His candidacy has been helped by the many weaknesses of Mexico’s present leadership, but two main U.S. ingredients explain his steady surge. One is the tough stance taken in the NAFTA talks by U.S. Trade Representative Lighthizer and Commerce Secretary Ross; the other is the strident criticisms of Mexico and Mexicans often voiced during his presidential campaign by Donald Trump. His characterizations of Mexicans as rapists and drug dealers have revived a latent but long-standing chord of anti-Americanism in Mexico. That sentiment has declined in the years since NAFTA, and the improvements it has helped to bring to Mexico’s economy, but it has deep roots stemming from Mexico’s loss in the 1847–48 war with the United States. That caused Mexico to cede to the United States half its territory, an enormous swath that is now Utah, Nevada, and California, all of New Mexico and parts of Arizona, Colorado and Wyoming. Memories of that loss die hard, as Texas Rep. Henry Cuellar recently reminded a Washington audience, and while few Americans recall much about James K. Polk, the U.S. president at the time, only Donald Trump rivals Polk for disfavor in today’s Mexico.

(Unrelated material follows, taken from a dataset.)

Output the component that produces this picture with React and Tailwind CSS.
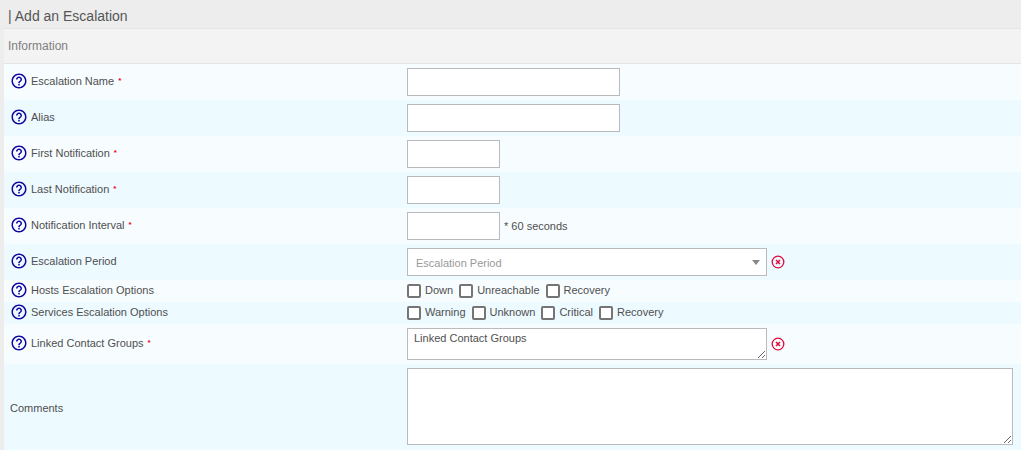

That is especially unfortunate because Lopez Obrador’s likely victory in July needs to be seen in the context of what a possible NAFTA collapse implies for American foreign- and national-security policy—quite aside from its toll on the American economy. That is not the main focus here, but some figures are worth recalling. In agriculture alone Canada and Mexico account for a third of U.S. farm exports ($18 billion to Mexico and $23 billion to Canada), and leaders in America’s automotive sector regularly warn that a NAFTA collapse would bring havoc to the jobs created by the supply chains they’ve built among the three NAFTA members. Canadian officials add that nine million U.S. jobs depend on trade and investment in Canada, and that more than two-thirds of U.S. states count Canada as their top market. In January, American agricultural, manufacturing and business leaders (including some from Canada and heavily affected U.S. states) brought much of this evidence directly to the president’s personal attention. The result were some signs he had softened his commitment to end NAFTA, but there were likewise reports he might simply delay the withdrawal until after Mexico’s July elections. What had not changed were long-standing public statements from some in his administration that an end to NAFTA was not only acceptable but even desirable, which led banking and financial figures in both Canada and Mexico to conclude that the president’s own views had not changed, and that a NAFTA collapse had to be assumed.

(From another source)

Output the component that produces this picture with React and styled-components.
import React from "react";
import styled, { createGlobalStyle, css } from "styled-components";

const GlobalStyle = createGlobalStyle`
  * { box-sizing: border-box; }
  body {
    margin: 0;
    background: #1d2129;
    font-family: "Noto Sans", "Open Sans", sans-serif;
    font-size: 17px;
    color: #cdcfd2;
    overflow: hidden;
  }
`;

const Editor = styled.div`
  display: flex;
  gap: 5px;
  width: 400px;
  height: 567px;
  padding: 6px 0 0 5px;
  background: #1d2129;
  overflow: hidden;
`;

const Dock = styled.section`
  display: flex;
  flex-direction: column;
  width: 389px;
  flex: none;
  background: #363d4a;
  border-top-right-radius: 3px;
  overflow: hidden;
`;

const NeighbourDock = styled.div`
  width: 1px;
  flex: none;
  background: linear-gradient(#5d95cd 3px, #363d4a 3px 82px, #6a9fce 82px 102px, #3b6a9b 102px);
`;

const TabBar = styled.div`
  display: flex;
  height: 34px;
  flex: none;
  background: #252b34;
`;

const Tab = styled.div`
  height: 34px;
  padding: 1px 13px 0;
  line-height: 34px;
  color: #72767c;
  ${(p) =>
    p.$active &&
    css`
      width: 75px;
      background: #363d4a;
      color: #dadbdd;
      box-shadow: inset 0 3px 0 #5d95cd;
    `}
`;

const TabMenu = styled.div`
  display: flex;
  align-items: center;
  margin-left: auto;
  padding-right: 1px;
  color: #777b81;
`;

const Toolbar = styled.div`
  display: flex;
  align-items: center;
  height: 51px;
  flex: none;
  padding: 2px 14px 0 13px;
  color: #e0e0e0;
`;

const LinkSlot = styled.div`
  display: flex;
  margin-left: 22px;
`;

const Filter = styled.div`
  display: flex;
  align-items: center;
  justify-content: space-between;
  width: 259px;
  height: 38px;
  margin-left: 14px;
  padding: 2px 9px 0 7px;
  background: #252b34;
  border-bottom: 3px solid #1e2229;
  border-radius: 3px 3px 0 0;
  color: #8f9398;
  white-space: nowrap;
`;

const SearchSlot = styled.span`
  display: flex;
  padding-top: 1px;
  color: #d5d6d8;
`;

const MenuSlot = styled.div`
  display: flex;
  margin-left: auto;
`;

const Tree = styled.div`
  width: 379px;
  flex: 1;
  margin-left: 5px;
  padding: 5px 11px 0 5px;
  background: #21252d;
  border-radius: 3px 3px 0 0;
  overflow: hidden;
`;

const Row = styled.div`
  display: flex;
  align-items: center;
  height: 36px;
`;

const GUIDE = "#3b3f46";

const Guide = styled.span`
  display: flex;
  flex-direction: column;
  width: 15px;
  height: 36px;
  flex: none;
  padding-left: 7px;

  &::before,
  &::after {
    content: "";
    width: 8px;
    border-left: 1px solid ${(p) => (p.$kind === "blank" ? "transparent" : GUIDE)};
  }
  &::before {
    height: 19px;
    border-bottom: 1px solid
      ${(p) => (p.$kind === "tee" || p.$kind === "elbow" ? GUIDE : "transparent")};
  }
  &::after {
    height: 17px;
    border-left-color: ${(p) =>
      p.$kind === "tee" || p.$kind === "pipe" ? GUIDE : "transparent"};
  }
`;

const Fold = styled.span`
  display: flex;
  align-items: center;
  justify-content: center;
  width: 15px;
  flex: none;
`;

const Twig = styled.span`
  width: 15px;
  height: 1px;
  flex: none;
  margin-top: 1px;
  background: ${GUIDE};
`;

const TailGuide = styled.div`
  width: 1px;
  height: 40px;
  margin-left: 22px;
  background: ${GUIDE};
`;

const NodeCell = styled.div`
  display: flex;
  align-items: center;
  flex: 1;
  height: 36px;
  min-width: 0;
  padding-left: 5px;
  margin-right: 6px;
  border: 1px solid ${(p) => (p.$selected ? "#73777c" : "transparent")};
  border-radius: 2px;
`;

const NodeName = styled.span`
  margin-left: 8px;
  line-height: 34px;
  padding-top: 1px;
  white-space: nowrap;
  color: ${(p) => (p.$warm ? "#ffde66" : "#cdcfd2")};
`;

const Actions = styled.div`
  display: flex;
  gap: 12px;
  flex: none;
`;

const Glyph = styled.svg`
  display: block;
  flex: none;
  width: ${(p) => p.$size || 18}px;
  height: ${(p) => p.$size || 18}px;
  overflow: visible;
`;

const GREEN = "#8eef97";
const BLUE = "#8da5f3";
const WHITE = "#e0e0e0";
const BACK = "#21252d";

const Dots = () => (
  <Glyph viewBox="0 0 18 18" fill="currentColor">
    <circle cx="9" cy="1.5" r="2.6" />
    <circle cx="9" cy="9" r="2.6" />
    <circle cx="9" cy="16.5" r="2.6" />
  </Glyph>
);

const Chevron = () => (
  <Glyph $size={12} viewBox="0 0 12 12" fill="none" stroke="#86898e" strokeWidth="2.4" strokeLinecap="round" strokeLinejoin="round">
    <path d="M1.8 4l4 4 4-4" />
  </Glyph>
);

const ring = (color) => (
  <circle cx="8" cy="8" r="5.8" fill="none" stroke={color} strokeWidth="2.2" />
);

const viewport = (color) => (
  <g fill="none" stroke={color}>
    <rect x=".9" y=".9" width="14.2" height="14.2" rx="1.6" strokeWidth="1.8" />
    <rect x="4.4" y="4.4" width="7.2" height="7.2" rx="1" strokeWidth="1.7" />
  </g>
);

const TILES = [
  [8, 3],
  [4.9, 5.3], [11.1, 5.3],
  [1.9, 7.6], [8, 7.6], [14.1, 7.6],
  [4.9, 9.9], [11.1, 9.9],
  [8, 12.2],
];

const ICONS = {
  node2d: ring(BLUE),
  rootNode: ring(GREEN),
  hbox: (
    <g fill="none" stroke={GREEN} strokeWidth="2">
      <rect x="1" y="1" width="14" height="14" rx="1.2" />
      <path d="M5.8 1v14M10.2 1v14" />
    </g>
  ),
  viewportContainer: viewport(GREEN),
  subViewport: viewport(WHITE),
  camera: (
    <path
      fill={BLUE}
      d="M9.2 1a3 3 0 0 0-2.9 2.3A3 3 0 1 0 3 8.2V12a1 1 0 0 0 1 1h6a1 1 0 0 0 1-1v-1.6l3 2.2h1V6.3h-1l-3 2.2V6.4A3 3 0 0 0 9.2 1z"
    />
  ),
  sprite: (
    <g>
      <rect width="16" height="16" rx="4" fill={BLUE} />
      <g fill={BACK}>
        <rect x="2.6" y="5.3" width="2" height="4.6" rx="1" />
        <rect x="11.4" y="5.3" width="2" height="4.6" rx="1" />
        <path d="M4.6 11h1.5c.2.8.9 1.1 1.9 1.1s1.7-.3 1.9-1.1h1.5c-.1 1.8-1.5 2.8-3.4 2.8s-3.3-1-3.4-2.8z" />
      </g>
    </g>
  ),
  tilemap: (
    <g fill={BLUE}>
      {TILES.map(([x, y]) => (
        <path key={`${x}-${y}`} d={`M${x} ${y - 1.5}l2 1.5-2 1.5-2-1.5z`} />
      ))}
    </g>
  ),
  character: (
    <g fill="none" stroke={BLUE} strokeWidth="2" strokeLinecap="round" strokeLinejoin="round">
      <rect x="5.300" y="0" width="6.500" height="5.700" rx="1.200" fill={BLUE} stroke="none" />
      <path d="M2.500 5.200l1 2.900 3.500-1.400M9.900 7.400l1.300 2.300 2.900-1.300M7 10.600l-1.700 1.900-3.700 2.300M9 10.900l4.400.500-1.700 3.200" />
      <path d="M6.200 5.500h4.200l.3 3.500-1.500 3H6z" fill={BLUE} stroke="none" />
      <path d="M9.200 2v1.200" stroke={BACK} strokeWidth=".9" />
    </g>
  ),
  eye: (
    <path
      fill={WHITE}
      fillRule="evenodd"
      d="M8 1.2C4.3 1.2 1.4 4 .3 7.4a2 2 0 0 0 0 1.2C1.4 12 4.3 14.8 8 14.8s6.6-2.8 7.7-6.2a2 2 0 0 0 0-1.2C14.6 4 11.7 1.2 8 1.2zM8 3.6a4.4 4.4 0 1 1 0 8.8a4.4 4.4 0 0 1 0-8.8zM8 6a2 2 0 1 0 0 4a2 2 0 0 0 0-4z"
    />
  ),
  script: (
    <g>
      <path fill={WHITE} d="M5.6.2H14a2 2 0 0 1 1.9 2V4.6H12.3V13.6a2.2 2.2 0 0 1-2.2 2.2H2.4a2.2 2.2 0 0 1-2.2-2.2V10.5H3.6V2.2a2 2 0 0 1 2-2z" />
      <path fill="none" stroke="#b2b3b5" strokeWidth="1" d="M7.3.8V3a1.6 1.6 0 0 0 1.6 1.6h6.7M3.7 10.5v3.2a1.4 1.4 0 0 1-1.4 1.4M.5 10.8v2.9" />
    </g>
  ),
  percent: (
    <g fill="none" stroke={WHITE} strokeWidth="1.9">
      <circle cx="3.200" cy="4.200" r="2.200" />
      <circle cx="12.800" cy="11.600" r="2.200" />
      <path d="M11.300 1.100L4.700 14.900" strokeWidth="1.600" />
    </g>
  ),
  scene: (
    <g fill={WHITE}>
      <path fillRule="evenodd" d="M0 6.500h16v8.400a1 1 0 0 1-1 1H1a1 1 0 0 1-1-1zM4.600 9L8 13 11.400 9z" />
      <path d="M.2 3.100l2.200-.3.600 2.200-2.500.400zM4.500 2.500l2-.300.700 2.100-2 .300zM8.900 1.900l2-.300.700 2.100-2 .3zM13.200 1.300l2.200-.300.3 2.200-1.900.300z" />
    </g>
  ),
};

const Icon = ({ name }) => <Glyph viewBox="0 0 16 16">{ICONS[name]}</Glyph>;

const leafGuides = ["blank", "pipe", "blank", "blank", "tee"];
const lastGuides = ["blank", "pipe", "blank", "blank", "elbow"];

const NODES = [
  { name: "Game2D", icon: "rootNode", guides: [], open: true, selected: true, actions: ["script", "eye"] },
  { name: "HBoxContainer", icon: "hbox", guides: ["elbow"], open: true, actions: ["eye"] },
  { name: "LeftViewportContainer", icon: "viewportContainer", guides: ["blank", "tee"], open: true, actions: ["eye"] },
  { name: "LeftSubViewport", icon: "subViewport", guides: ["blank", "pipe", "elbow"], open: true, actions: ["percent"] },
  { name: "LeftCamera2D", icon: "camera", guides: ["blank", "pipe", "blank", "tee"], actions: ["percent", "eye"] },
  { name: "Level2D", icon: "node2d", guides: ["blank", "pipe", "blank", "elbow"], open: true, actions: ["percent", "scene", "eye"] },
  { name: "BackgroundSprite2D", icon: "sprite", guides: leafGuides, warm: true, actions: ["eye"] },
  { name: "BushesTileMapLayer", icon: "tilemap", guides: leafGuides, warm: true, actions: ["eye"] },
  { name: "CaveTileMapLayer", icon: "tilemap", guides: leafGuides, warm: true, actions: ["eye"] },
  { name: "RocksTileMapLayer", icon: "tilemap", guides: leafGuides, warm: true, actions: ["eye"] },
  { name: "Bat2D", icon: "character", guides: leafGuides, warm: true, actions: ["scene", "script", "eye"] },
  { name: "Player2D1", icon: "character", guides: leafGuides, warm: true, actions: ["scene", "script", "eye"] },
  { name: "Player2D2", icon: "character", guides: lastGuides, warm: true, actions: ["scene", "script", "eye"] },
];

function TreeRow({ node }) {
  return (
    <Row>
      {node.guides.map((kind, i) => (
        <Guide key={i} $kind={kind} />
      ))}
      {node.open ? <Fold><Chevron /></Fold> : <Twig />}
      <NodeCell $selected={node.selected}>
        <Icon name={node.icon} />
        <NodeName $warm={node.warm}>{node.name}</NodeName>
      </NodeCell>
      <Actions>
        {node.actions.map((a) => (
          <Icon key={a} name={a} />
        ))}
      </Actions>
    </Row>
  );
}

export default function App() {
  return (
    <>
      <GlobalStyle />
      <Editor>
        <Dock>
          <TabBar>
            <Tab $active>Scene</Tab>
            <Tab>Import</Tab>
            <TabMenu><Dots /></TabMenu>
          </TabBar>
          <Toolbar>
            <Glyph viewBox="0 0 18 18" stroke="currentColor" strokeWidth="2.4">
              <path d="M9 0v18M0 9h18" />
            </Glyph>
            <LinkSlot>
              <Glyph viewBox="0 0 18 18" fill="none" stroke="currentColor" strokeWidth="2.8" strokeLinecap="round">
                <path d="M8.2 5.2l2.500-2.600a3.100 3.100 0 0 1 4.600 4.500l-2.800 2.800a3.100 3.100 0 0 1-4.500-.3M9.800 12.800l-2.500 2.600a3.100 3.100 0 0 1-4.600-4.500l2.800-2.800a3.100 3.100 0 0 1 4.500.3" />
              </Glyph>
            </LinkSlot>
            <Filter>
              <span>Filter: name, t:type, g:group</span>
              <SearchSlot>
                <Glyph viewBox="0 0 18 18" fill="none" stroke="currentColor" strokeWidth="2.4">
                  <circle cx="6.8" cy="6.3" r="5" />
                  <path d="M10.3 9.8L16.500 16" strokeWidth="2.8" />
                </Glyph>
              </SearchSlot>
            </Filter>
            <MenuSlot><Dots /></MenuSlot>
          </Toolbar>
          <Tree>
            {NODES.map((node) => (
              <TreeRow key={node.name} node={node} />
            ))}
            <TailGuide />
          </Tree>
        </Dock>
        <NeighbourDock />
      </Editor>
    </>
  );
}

That outcome will certainly bring much new economic and labor turmoil In Mexico, and if combined with a new Mexican president already critical of the United States, the bilateral relationship is likely to be more troubled than at any time in recent decades. It will come against the background of almost two centuries of calm borders that have long been regarded by the United States as a near-permanent condition. In that light, any change in that border status will be seen as a very attractive target of opportunity by America’s adversaries, among them Russian president Vladimir Putin. Just as he described the Soviet collapse as “the greatest geopolitical catastrophe of the century” he is certain to regard a suddenly troubled U.S. southern border as a same category gift to Moscow. The core reason stems from the Russian leadership’s knowledge that in its competitive relationship with the United States, in no category other than the military is Russia commensurate with the United States. The result is that a basic tenet of Russian foreign policy, as in Soviet times, has been to diminish and minimize every manifestation of U.S. power and influence—to “cut America down to size.”

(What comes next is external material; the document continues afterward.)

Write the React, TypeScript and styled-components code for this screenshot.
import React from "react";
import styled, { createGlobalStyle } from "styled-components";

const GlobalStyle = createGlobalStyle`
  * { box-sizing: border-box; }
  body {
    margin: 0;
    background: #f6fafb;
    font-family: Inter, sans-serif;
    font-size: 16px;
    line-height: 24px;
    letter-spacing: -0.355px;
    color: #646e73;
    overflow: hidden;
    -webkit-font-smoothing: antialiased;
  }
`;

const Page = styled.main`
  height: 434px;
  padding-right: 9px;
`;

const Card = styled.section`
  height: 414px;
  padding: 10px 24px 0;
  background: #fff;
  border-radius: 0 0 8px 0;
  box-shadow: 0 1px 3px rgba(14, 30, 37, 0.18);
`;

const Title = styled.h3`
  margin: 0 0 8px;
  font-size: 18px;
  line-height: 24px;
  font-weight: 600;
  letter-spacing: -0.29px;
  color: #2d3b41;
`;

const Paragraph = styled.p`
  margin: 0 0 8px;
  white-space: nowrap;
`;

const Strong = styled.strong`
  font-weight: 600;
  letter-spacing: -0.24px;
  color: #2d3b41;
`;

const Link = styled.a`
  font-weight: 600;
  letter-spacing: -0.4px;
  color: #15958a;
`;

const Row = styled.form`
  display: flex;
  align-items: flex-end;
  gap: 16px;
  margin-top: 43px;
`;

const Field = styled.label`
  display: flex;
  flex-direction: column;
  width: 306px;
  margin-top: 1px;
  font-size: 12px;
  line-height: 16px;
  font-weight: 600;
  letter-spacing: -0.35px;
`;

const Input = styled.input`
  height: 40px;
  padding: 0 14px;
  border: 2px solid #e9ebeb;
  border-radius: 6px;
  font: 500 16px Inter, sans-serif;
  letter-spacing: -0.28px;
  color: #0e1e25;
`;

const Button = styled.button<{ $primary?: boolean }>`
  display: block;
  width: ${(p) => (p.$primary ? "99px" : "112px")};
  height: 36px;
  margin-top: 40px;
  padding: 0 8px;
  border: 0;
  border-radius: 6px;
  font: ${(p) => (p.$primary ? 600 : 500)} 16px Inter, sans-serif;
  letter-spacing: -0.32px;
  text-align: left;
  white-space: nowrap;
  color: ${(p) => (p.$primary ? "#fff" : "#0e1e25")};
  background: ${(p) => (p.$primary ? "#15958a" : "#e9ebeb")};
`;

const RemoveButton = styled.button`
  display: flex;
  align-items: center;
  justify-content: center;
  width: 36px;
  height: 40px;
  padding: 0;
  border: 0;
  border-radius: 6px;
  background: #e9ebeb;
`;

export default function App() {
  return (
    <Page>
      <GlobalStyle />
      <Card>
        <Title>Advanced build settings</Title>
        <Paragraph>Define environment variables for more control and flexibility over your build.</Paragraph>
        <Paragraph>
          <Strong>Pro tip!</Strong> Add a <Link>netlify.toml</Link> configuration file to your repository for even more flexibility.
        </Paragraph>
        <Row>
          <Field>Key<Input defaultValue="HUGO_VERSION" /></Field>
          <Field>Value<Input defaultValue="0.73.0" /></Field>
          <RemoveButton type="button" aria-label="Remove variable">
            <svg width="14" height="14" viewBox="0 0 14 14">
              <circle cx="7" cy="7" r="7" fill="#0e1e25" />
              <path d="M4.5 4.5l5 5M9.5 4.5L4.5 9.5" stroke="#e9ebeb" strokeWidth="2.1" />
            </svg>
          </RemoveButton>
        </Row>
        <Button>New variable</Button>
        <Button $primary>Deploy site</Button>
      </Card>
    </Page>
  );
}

In earlier years that goal was reflected in Soviet efforts that aimed to highlight and exploit flaws and wounds in American society and politics, most prominently by emphasizing Jim Crow laws and the plight of America’s black population. In today’s changed and different circumstances, Moscow’s focus is on weakening Americans’ support for their political system; to promote for example the view that America’s elections are “rigged.” The common and central element in this approach has been for Russia to assert moral equivalence with the United States: specifically to make the point that American and Western values and practices are no better than Russia’s. Among Russians who deal with Westerners that is a common tactic, as JFK found to his dismay in his first meeting with Krhruschev. Putin himself demonstrated precisely the same method in 2013, when a British reporter asked him how he felt about Stalin and his crimes. As Nikita Petrov recently reported in Foreign Affairs, “Putin shot back: ‘Was Cromwell any better?’”

That practiced response reflects a familiarity with American and Western history that is useful well beyond Russian debate tactics. It reflects an awareness that in the context of a U.S.-Mexico relationship already roiled by trade and border issues, a NAFTA collapse will create in American foreign policy a weak point newly susceptible to exploitation. That new vulnerability will represent a change in status: from a southern border previously calm over many decades to one that would require, at a minimum, a diversion and reallocation of American national security resources, and more if relations worsened.

Of course America’s northern border with Canada has not been troubled nearly to the same extent as in the south, and there is a much different and more favorable history. But the NAFTA issue has genuinely roiled U.S.-Canada relations more than at any time in recent years, and in a recent case Canada chose a policy justified mainly by the need to avoid further worsening relations with Washington. That came in December, when the UN General Assembly famously voted 128 to 9 to criticize Washington’s decision to recognize Jerusalem as Israel’s capital. Very surprisingly, Canada did not join the 128 to 9 majority—including most of America’s NATO allies—who voted against the United States. Canada instead abstained, and the explanation openly voiced was that with relations already so tense over NAFTA, Prime Minister Trudeau wanted to avoid anything that would further upset President Trump. Even so, Canadian foreign minister Chrystia Freeland appears convinced that the current NAFTA talks will fail, and that Trump will withdraw from the pact. Canada will then accelerate steps to widen its export markets beyond the United States, loosening ties that for the past quarter-century were becoming ever closer.